Columnist Brian Hilderbrand: LV Stars strike out in name game
Thursday, Dec. 21, 2000 | 11:38 a.m.
Brian Hilderbrand is a Las Vegas Sun sportswriter. Reach him at bh@lasvegassun.com or 259-4089. Regular columnist Ron Kantowski has the day off.
In many respects, the Las Vegas Stars franchise has mirrored the triple-A career of one of its former players, outfielder Melvin Nieves.
In 1994, Nieves hit an impressive 25 home runs in 111 games for the Stars but set a club record by striking out an astounding 138 times in 406 at-bats. In other words, the switch-hitting slugger struck out roughly every third time he strode to the plate.
Just as Nieves was wont to do, the Stars whiffed mightily this week in their first official plate appearance as the top affiliate of the Los Angeles Dodgers.
The folks at Mandalay Sports Enterprises, the brain trust that owns the Stars, unveiled a new nickname for the team on Tuesday -- the Las Vegas 51s -- and, in doing so, went down swinging with the bases loaded.
(There was some question among longtime Stars observers whether the "51" was in reference to the nearby top-secret government base, Area 51, or the average number of wins the team has posted in the past decade.)
After 18 years as the top minor-league club of the San Diego Padres, the Stars finally landed the Hope Diamond of affiliations -- the Los Angeles Dodgers. Yet, instead of capitalizing on the new partnership with one of the most storied franchises in Major League Baseball, Mandalay Sports took the greedy way out and opted for a new nickname and logo that is guaranteed to sell lots of hats and T-shirts but provide absolutely no identity with its parent club.

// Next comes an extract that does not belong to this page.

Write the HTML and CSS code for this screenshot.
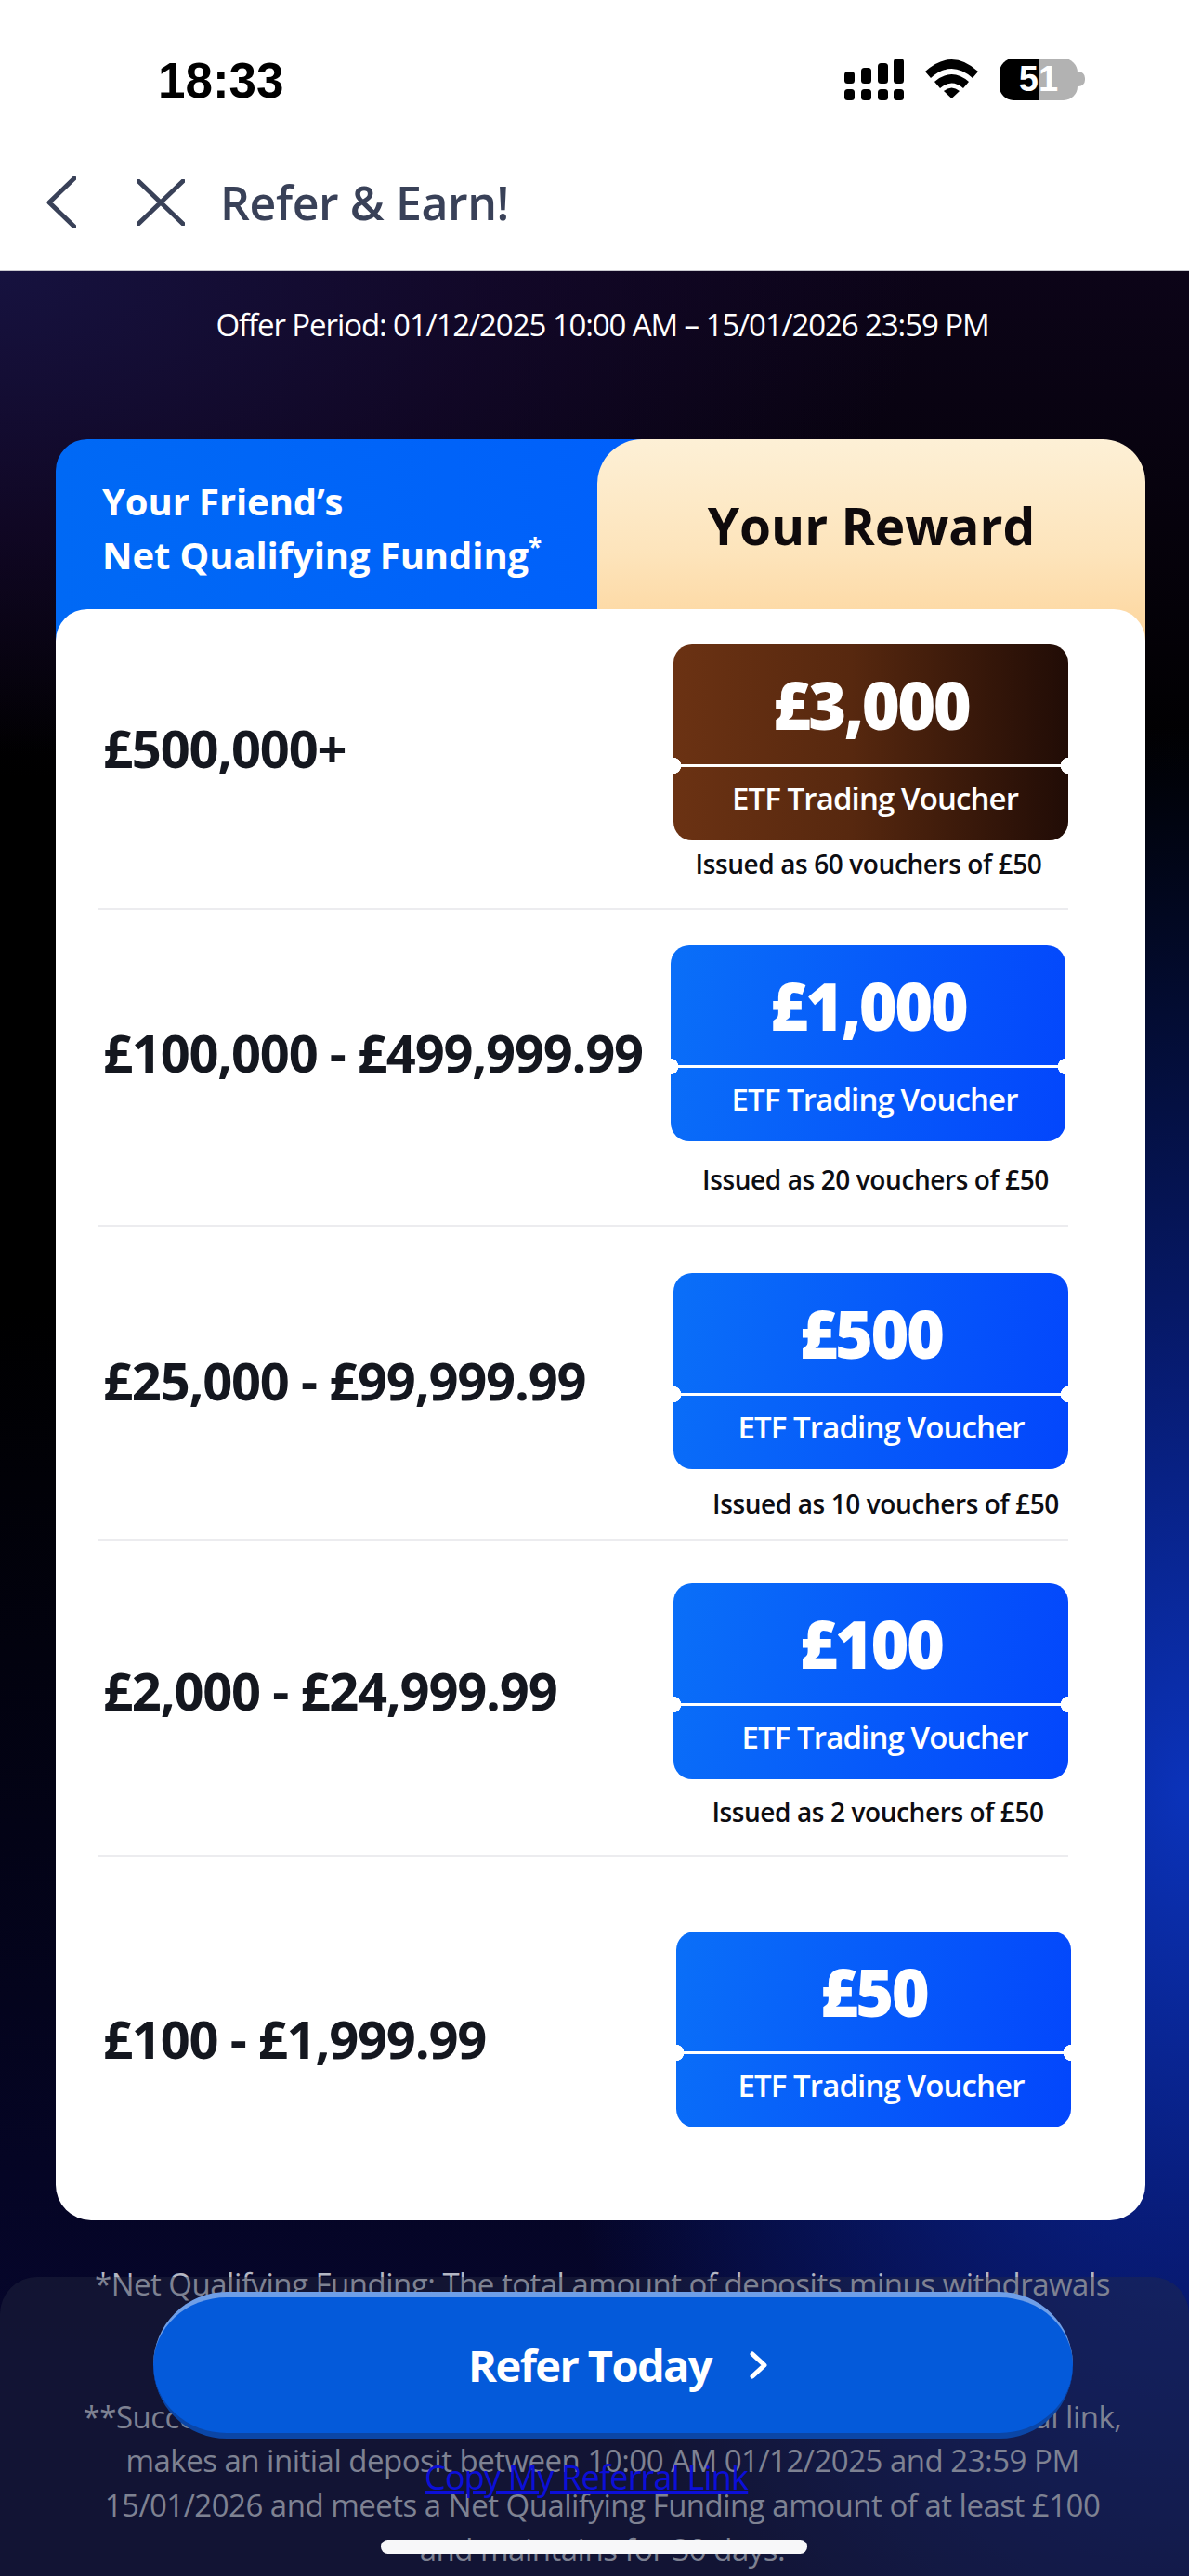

Instead of changing their name to the "Las Vegas Dodgers" and switching their team colors to blue and white with an interlocking "LV" on their Dodger-blue caps, the franchise elected to plop space aliens on its hats and uniform tops in its quest for the almighty merchandising buck.
And this comes at a time when the local minor-league franchise is stranded on base in its attempt to grow its attendance in proportion to the Valley's population boom.
In their inaugural season in Las Vegas, in 1983, the Stars drew 365,848 fans to Cashman Field. Seventeen years later -- despite the area's population nearly tripling in size -- the Stars drew a little more than 322,000 fans this season.
The Stars should have learned several years ago that merely adopting a new logo, team colors and mascot does not automatically translate to more fans in the seats. In 1995, the Stars went to the wildly popular teal-and-purple color scheme. In the ensuing six seasons, the team hasn't come close to matching the 386,310 fans it drew in 1993.
Stars officials will contend that their attendance has suffered because the Padres didn't supply them with the talent to put competitive teams on the field through the latter half of the '90s, but that protest rings hollow. During their record-setting attendance year in '93, the team was a dismal 58-85 on the field.
What the Stars needed was a dynamic parent club with widespread recognition and a solid fan base. They also needed to exploit that relationship, as do the Iowa Cubs, Pawtucket Red Sox and Omaha Royals.
Three months ago, the franchise got the pitch it was looking for: A waist-high fastball in its wheelhouse in the form of the Los Angeles Dodgers.
Like a long-forgotten outfielder who never realized his potential, the Stars swung and missed.